> What is needed:
Scan the entries below and count the lines holding the string "screenshot". Supply only the number.

> Information given:
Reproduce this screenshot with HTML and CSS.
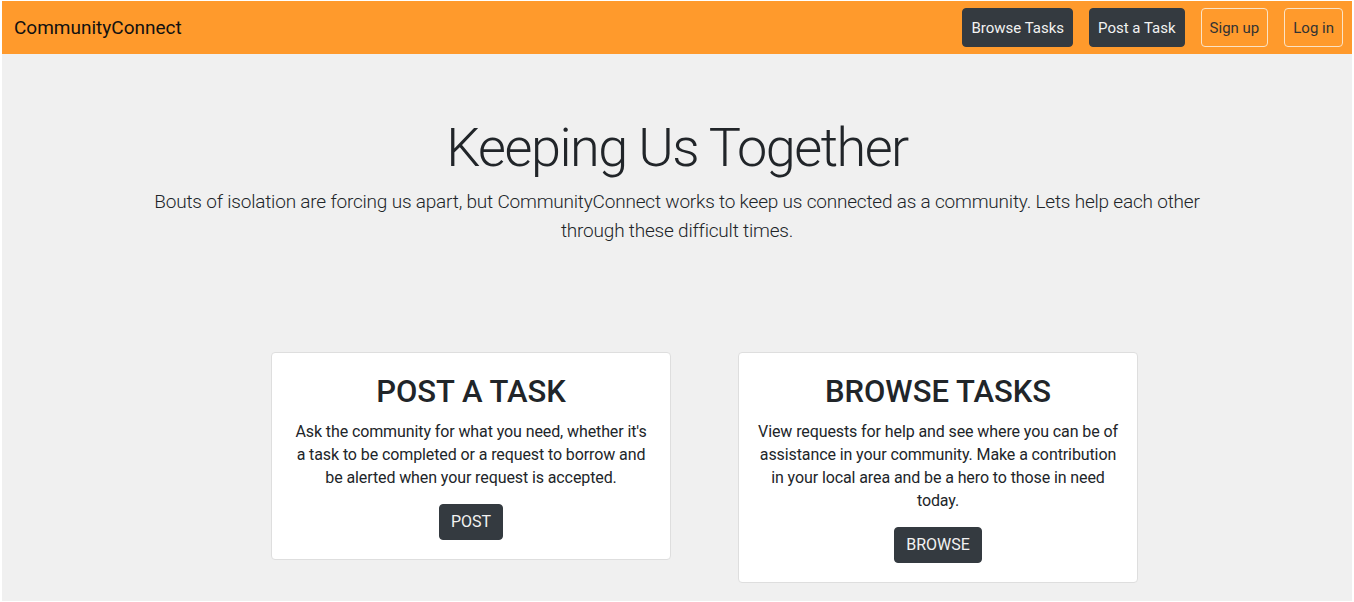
FILE: index.html
```html
<!DOCTYPE html>
<html lang="en">
<head>
<meta charset="utf-8">
<title>CommunityConnect</title>
<link rel="stylesheet" href="styles.css">
</head>
<body>
<div class="page">
  <nav class="navbar">
    <a class="brand" href="#">CommunityConnect</a>
    <div class="nav-actions">
      <a class="btn btn-dark" href="#">Browse Tasks</a>
      <a class="btn btn-dark" href="#">Post a Task</a>
      <a class="btn btn-outline" href="#">Sign up</a>
      <a class="btn btn-outline" href="#">Log in</a>
    </div>
  </nav>
  <section class="hero">
    <h1 class="hero-title">Keeping Us Together</h1>
    <p class="hero-lead">Bouts of isolation are forcing us apart, but CommunityConnect works to keep us connected as a community. Lets help each other through these difficult times.</p>
  </section>
  <section class="cards">
    <div class="card">
      <h2 class="card-title">POST A TASK</h2>
      <p class="card-text">Ask the community for what you need, whether it's a task to be completed or a request to borrow and be alerted when your request is accepted.</p>
      <a class="btn btn-dark btn-card" href="#">POST</a>
    </div>
    <div class="card">
      <h2 class="card-title">BROWSE TASKS</h2>
      <p class="card-text">View requests for help and see where you can be of assistance in your community. Make a contribution in your local area and be a hero to those in need today.</p>
      <a class="btn btn-dark btn-card" href="#">BROWSE</a>
    </div>
  </section>
</div>
</body>
</html>
```
FILE: styles.css
```css
* { box-sizing: border-box; }
html, body { height: 100%; }
body {
  margin: 0;
  padding: 1px 2px 1px 2px;
  background: #ffffff;
  font-family: Roboto, "Liberation Sans", sans-serif;
  color: #212529;
}
.page {
  min-height: 100%;
  background: #f0f0f0;
}
.navbar {
  display: flex;
  align-items: center;
  justify-content: space-between;
  height: 53px;
  padding: 0 9px 0 12px;
  background: #ff9a2c;
}
.brand {
  font-size: 19px;
  color: #111;
  text-decoration: none;
}
.nav-actions {
  display: flex;
  gap: 16px;
}
.btn {
  display: inline-flex;
  align-items: center;
  justify-content: center;
  height: 39px;
  padding: 0 8px;
  font-size: 15px;
  border-radius: 4px;
  text-decoration: none;
  border: 1px solid transparent;
}
.btn-dark {
  background: #343a40;
  color: #f2f2f2;
  border-color: #343a40;
}
.btn-outline {
  color: #333;
  border-color: #fbe3c6;
}
.hero {
  text-align: center;
  padding-top: 62px;
  max-width: 1110px;
  margin: 0 auto;
}
.hero-title {
  margin: 0;
  font-size: 54px;
  font-weight: 300;
  line-height: 1.2;
  letter-spacing: -1.5px;
  color: #212529;
}
.hero-lead {
  margin: 6px 0 0;
  font-size: 19px;
  font-weight: 300;
  line-height: 29px;
  letter-spacing: -0.2px;
}
.cards {
  display: flex;
  justify-content: center;
  align-items: flex-start;
  gap: 67px;
  padding-left: 55px;
  margin-top: 107px;
}
.card {
  width: 400px;
  background: #fff;
  border: 1px solid #dedede;
  border-radius: 4px;
  padding: 20px 18px 19px;
  text-align: center;
}
.card-title {
  margin: 0 0 10px;
  font-size: 31px;
  font-weight: 500;
  line-height: 1.2;
}
.card-text {
  margin: 0 0 15px;
  font-size: 16px;
  line-height: 23px;
  letter-spacing: -0.1px;
}
.btn-card {
  height: 36px;
  padding: 0 11px;
  font-size: 16px;
}
```
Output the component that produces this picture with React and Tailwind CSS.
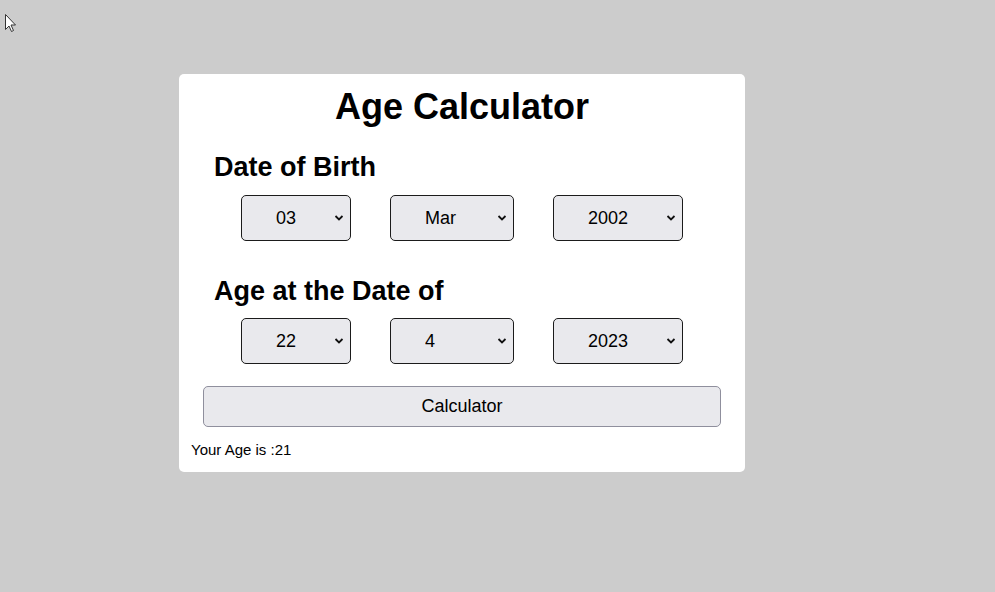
import { useState } from 'react';

const months = ['Jan', 'Feb', 'Mar', 'Apr', 'May', 'Jun', 'Jul', 'Aug', 'Sep', 'Oct', 'Nov', 'Dec'];
const days = Array.from({ length: 31 }, (_, i) => String(i + 1).padStart(2, '0'));
const years = Array.from({ length: 100 }, (_, i) => String(1950 + i));

function Chevron() {
  return (
    <svg
      className="pointer-events-none absolute right-[7px] top-1/2 -translate-y-1/2"
      width="10"
      height="7"
      viewBox="0 0 10 7"
      fill="none"
    >
      <path d="M1.5 1.5 L5 5 L8.5 1.5" stroke="#111" strokeWidth="1.8" />
    </svg>
  );
}

function Select({ value, onChange, options, width }) {
  return (
    <div className={`relative ${width}`}>
      <select
        value={value}
        onChange={(e) => onChange(e.target.value)}
        className="h-[46px] w-full appearance-none rounded-[5px] border border-[#1b1b1b] bg-[#e9e9ed] pl-[34px] text-[18px] text-black outline-none"
      >
        {options.map((o) => (
          <option key={o} value={o}>
            {o}
          </option>
        ))}
      </select>
      <Chevron />
    </div>
  );
}

export default function App() {
  const [birth, setBirth] = useState({ d: '03', m: 'Mar', y: '2002' });
  const [at, setAt] = useState({ d: '22', m: '4', y: '2023' });
  const [age, setAge] = useState(21);

  const calc = () => {
    const bm = months.indexOf(birth.m);
    const am = Number(at.m) - 1;
    let a = Number(at.y) - Number(birth.y);
    if (am < bm || (am === bm && Number(at.d) < Number(birth.d))) a -= 1;
    setAge(a);
  };

  return (
    <div className="relative min-h-screen bg-[#cccccc] pt-[74px] font-['Liberation_Sans',Arial,sans-serif] text-black">
      <svg className="absolute left-[4px] top-[13px]" width="13" height="20" viewBox="0 0 13 20">
        <path
          d="M1.5 1.5 L1.5 16.5 L5 13 L7.5 18.5 L9.5 17.5 L7 12 L11.5 12 Z"
          fill="#fff"
          stroke="#333"
          strokeWidth="1"
          strokeLinejoin="round"
        />
      </svg>

      <div className="ml-[179px] w-[566px] rounded-[5px] bg-white px-[12px] pt-[12px] pb-[13px]">
        <h1 className="text-center text-[36px] leading-[42px] font-bold">Age Calculator</h1>

        <h2 className="mt-[24px] pl-[23px] text-[27px] leading-[31px] font-bold">Date of Birth</h2>
        <div className="mt-[12px] flex justify-center gap-[39px]">
          <Select value={birth.d} onChange={(d) => setBirth({ ...birth, d })} options={days} width="w-[110px]" />
          <Select value={birth.m} onChange={(m) => setBirth({ ...birth, m })} options={months} width="w-[124px]" />
          <Select value={birth.y} onChange={(y) => setBirth({ ...birth, y })} options={years} width="w-[130px]" />
        </div>

        <h2 className="mt-[35px] pl-[23px] text-[27px] leading-[31px] font-bold">Age at the Date of</h2>
        <div className="mt-[11px] flex justify-center gap-[39px]">
          <Select
            value={at.d}
            onChange={(d) => setAt({ ...at, d })}
            options={days.map((d) => String(Number(d)))}
            width="w-[110px]"
          />
          <Select
            value={at.m}
            onChange={(m) => setAt({ ...at, m })}
            options={months.map((_, i) => String(i + 1))}
            width="w-[124px]"
          />
          <Select value={at.y} onChange={(y) => setAt({ ...at, y })} options={years} width="w-[130px]" />
        </div>

        <div className="mt-[22px] px-[12px]">
          <button
            onClick={calc}
            className="h-[41px] w-full rounded-[5px] border border-[#8f8f9d] bg-[#e9e9ed] text-[18px] text-black"
          >
            Calculator
          </button>
        </div>

        <p className="mt-[14px] text-[15px] leading-[18px]">Your Age is :{age}</p>
      </div>
    </div>
  );
}
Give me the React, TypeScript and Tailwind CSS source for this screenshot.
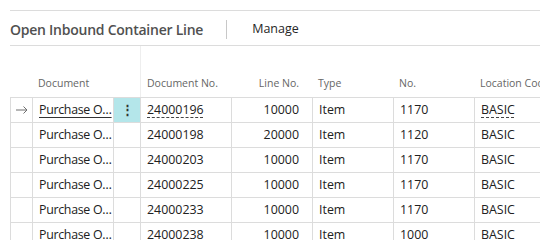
const rows = [
  { docNo: '24000196', line: '10000', no: '1170', active: true },
  { docNo: '24000198', line: '20000', no: '1120' },
  { docNo: '24000203', line: '10000', no: '1170' },
  { docNo: '24000225', line: '10000', no: '1170' },
  { docNo: '24000233', line: '10000', no: '1170' },
  { docNo: '24000238', line: '10000', no: '1000' },
];

const cols = 'grid grid-cols-[22px_81px_27px_91px_81px_81px_81px_1fr]';
const cell = 'h-[25px] border-b border-l border-[#dcdcdc] flex items-center overflow-hidden whitespace-nowrap';

function App() {
  return (
    <div
      className="w-[540px] h-[240px] overflow-hidden bg-white pt-[10px] pl-[10px] text-[#212121]"
      style={{ fontFamily: '"Open Sans", "Noto Sans", sans-serif' }}
    >
      {/* Title bar */}
      <div className="h-[36px] border-y border-[#dcdcdc] flex items-center pt-[3px]">
        <h1 className="text-[14px] font-semibold text-[#505050] tracking-[-0.25px]">Open Inbound Container Line</h1>
        <div className="w-px h-[19px] bg-[#c8c8c8] ml-[23px] mr-[25px]" />
        <span className="text-[12.5px] text-[#262626]">Manage</span>
      </div>

      {/* Header */}
      <div className={`${cols} h-[52px] border-b border-[#dcdcdc] text-[10.5px] text-[#666]`}>
        <div />
        <div className="flex items-end pb-[5px] pl-[6px]">Document</div>
        <div />
        <div className="flex items-end pb-[5px] pl-[6px] border-l border-[#eeeeee]">Document No.</div>
        <div className="flex items-end justify-end pb-[5px] pr-[13px]">Line No.</div>
        <div className="flex items-end pb-[5px] pl-[6px]">Type</div>
        <div className="flex items-end pb-[5px] pl-[6px]">No.</div>
        <div className="flex items-end pb-[5px] pl-[6px] whitespace-nowrap overflow-hidden">Location Code</div>
      </div>

      {/* Rows */}
      {rows.map((r) => (
        <div key={r.docNo} className={`${cols} text-[12.4px]`}>
          <div className={`${cell} justify-center`}>
            {r.active && (
              <svg width="12" height="8" viewBox="0 0 12 8" fill="none" stroke="#6e6e6e" strokeWidth="1">
                <path d="M0 4h11M7.5 0.5L11 4L7.5 7.5" />
              </svg>
            )}
          </div>
          <div className={`${cell} pl-[6px]`}>
            <span className={`tracking-[-0.3px] ${r.active ? 'underline underline-offset-[3px] decoration-[#333]' : ''}`}>Purchase O…</span>
          </div>
          <div className={`${cell} justify-center ${r.active ? 'bg-[#b4e6ea]' : ''}`}>
            {r.active && <span className="text-[#333] font-bold text-[13px]">⋮</span>}
          </div>
          <div className={`${cell} pl-[6px]`}>
            <span className={r.active ? 'underline decoration-dashed underline-offset-[3px] decoration-[#444]' : ''}>{r.docNo}</span>
          </div>
          <div className={`${cell} justify-end pr-[13px]`}>{r.line}</div>
          <div className={`${cell} pl-[6px]`}>Item</div>
          <div className={`${cell} pl-[6px]`}>{r.no}</div>
          <div className={`${cell} pl-[6px]`}>
            <span className={r.active ? 'underline decoration-dashed underline-offset-[3px] decoration-[#444]' : ''}>BASIC</span>
          </div>
        </div>
      ))}
    </div>
  );
}

export default App;
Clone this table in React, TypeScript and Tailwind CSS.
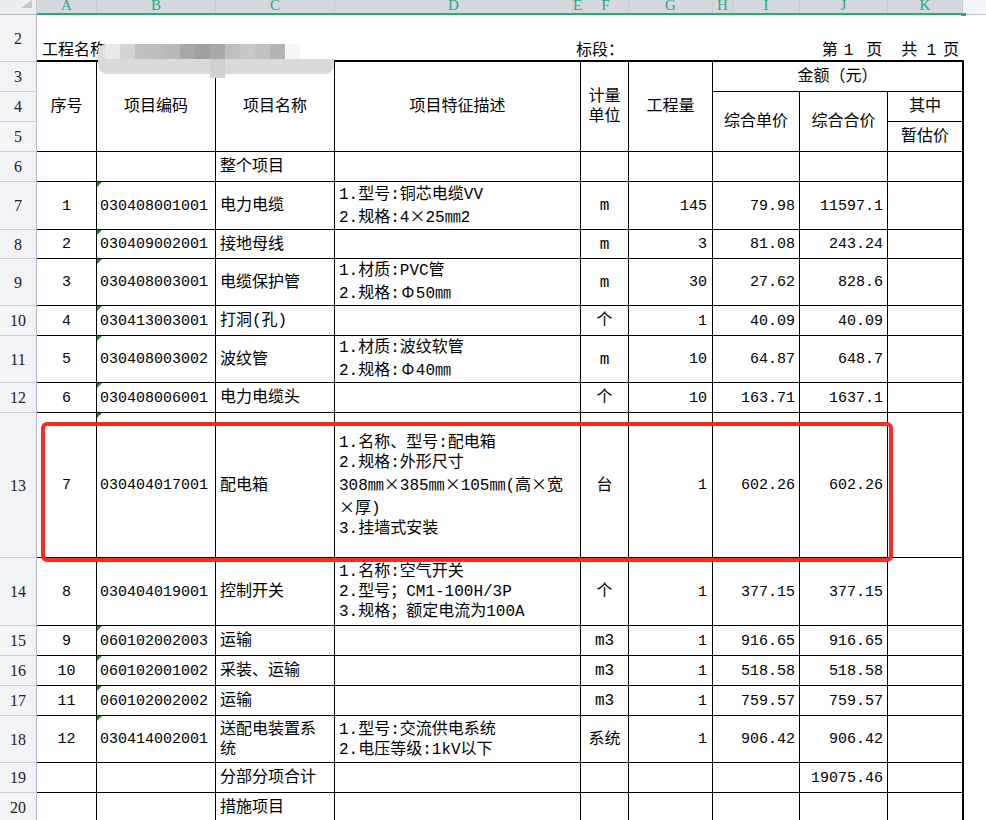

> Solution below:
2